__REQUIRED TASK__
State how many lines of the records contain the string "React". Give the number alone.

__MATERIAL SHOWN__
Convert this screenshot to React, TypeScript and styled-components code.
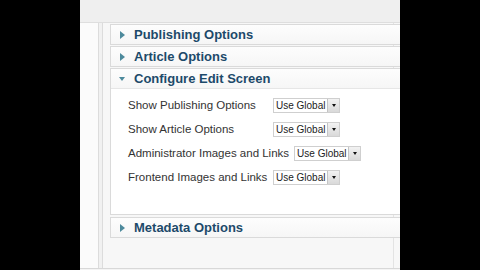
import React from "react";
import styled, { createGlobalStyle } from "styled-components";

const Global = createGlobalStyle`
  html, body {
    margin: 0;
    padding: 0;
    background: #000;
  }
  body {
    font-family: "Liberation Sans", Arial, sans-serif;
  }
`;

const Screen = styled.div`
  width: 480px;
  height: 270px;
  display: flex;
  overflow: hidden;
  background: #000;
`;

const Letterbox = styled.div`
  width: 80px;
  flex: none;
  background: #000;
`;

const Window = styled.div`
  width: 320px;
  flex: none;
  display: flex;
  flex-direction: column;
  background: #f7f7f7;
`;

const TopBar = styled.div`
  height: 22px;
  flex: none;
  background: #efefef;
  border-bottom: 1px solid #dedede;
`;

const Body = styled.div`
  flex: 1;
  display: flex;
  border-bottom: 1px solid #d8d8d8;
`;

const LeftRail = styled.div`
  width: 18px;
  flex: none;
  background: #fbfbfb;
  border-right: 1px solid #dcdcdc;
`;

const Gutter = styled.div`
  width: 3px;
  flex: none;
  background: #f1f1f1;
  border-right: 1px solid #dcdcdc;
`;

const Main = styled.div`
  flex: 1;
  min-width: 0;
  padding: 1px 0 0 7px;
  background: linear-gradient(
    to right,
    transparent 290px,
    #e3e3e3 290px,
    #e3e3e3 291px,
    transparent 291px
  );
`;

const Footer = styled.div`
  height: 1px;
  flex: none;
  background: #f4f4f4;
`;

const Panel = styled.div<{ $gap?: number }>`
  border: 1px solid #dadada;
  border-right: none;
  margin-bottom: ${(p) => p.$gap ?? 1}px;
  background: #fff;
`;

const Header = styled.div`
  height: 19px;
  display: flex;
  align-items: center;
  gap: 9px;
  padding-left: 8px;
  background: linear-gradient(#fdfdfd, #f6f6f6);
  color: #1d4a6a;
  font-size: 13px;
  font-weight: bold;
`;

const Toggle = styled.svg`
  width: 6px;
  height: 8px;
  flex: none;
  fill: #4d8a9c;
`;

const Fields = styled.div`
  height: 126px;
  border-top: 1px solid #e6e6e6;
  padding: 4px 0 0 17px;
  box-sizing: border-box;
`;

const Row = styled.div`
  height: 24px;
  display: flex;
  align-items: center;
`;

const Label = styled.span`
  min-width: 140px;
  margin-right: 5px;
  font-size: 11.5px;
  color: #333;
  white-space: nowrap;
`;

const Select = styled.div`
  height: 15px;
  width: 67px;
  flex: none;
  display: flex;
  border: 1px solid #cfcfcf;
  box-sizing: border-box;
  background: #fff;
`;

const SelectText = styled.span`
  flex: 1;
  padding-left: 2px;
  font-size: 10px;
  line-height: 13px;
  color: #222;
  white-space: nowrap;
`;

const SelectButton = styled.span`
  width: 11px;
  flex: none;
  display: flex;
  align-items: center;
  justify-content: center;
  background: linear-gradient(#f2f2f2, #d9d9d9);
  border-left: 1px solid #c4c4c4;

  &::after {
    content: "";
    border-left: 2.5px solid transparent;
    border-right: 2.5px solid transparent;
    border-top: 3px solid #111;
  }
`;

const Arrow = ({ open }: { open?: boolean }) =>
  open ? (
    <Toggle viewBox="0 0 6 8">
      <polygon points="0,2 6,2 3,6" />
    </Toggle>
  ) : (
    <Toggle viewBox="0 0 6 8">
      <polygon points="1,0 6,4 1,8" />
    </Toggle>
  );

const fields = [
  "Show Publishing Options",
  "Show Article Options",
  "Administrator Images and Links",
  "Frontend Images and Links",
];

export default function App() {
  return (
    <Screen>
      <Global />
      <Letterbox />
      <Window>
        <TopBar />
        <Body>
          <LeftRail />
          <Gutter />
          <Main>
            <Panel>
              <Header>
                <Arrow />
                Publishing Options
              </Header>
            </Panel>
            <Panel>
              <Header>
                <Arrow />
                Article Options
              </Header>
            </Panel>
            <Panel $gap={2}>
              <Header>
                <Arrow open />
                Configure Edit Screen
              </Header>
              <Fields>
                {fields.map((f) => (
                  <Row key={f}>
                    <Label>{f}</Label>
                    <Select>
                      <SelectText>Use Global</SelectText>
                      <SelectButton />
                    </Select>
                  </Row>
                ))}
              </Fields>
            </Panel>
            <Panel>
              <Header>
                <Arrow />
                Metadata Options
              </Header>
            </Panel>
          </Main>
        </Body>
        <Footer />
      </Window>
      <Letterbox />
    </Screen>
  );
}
--
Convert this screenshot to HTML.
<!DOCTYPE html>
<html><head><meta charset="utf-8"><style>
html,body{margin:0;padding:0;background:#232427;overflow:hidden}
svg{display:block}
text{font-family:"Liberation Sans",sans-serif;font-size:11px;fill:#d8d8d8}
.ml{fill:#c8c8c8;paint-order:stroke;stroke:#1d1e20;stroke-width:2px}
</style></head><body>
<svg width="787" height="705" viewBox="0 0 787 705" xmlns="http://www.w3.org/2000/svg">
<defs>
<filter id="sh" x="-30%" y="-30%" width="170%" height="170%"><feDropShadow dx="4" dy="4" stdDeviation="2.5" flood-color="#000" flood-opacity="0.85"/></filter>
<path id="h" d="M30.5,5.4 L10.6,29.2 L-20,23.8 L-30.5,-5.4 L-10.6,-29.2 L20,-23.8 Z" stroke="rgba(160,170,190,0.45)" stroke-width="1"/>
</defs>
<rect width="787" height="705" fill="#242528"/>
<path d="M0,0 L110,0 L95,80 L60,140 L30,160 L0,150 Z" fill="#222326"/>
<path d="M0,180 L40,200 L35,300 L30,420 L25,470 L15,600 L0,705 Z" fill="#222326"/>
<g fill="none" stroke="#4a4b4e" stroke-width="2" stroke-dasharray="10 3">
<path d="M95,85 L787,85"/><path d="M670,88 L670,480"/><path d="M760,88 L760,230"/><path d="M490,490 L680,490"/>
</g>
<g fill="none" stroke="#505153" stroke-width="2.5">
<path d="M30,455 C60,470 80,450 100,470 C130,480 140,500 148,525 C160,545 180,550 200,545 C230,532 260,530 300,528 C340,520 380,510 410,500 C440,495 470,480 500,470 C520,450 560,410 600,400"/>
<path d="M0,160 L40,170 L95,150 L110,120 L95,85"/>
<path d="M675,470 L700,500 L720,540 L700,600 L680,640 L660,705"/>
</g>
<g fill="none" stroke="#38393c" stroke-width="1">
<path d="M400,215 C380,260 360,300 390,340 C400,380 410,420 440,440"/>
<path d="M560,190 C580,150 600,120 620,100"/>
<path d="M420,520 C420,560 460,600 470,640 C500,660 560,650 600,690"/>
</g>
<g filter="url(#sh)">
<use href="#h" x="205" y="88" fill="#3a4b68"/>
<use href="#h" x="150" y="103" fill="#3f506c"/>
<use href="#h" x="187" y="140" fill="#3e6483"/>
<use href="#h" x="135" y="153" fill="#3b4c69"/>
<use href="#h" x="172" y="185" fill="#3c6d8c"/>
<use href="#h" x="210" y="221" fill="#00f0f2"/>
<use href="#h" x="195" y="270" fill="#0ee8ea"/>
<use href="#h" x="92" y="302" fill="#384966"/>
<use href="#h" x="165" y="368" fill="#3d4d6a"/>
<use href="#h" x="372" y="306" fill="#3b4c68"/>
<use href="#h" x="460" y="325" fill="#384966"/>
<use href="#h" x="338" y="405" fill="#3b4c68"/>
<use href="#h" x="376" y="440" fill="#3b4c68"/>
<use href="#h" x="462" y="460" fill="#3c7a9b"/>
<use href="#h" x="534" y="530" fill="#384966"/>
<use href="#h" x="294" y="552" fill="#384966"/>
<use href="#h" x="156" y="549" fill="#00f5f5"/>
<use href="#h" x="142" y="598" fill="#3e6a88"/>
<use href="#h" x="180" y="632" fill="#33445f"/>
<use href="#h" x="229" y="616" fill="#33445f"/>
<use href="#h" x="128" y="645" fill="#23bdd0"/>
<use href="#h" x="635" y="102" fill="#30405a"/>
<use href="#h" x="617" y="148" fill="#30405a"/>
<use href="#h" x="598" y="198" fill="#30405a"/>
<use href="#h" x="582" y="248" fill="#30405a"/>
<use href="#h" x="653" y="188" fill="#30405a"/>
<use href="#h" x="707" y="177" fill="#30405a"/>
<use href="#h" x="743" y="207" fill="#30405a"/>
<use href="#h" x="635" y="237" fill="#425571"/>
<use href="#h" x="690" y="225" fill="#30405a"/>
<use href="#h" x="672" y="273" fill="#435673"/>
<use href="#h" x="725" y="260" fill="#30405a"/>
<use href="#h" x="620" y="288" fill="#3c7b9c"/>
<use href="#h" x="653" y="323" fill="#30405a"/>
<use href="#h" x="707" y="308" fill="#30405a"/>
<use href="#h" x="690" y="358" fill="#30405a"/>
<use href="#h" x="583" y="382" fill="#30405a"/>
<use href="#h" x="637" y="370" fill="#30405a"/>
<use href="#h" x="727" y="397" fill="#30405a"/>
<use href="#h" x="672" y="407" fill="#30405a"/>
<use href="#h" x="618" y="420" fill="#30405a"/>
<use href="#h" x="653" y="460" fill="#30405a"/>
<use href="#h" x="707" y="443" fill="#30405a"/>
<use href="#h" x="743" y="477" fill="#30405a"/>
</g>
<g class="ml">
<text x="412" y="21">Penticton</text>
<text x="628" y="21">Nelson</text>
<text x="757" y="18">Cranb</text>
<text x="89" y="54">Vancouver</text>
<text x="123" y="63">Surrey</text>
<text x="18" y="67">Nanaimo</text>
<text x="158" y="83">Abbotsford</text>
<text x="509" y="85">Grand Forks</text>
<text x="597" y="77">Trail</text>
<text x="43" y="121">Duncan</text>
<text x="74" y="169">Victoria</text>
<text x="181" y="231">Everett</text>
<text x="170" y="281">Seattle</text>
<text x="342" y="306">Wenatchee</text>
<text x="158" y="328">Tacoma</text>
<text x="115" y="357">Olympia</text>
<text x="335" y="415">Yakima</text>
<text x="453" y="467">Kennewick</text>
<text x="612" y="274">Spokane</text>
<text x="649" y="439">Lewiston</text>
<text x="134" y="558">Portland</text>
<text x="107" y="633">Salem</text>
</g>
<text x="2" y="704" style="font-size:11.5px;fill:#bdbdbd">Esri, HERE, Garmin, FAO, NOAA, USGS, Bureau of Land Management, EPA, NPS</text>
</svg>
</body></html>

__REPLY TO THE EXERCISE__
2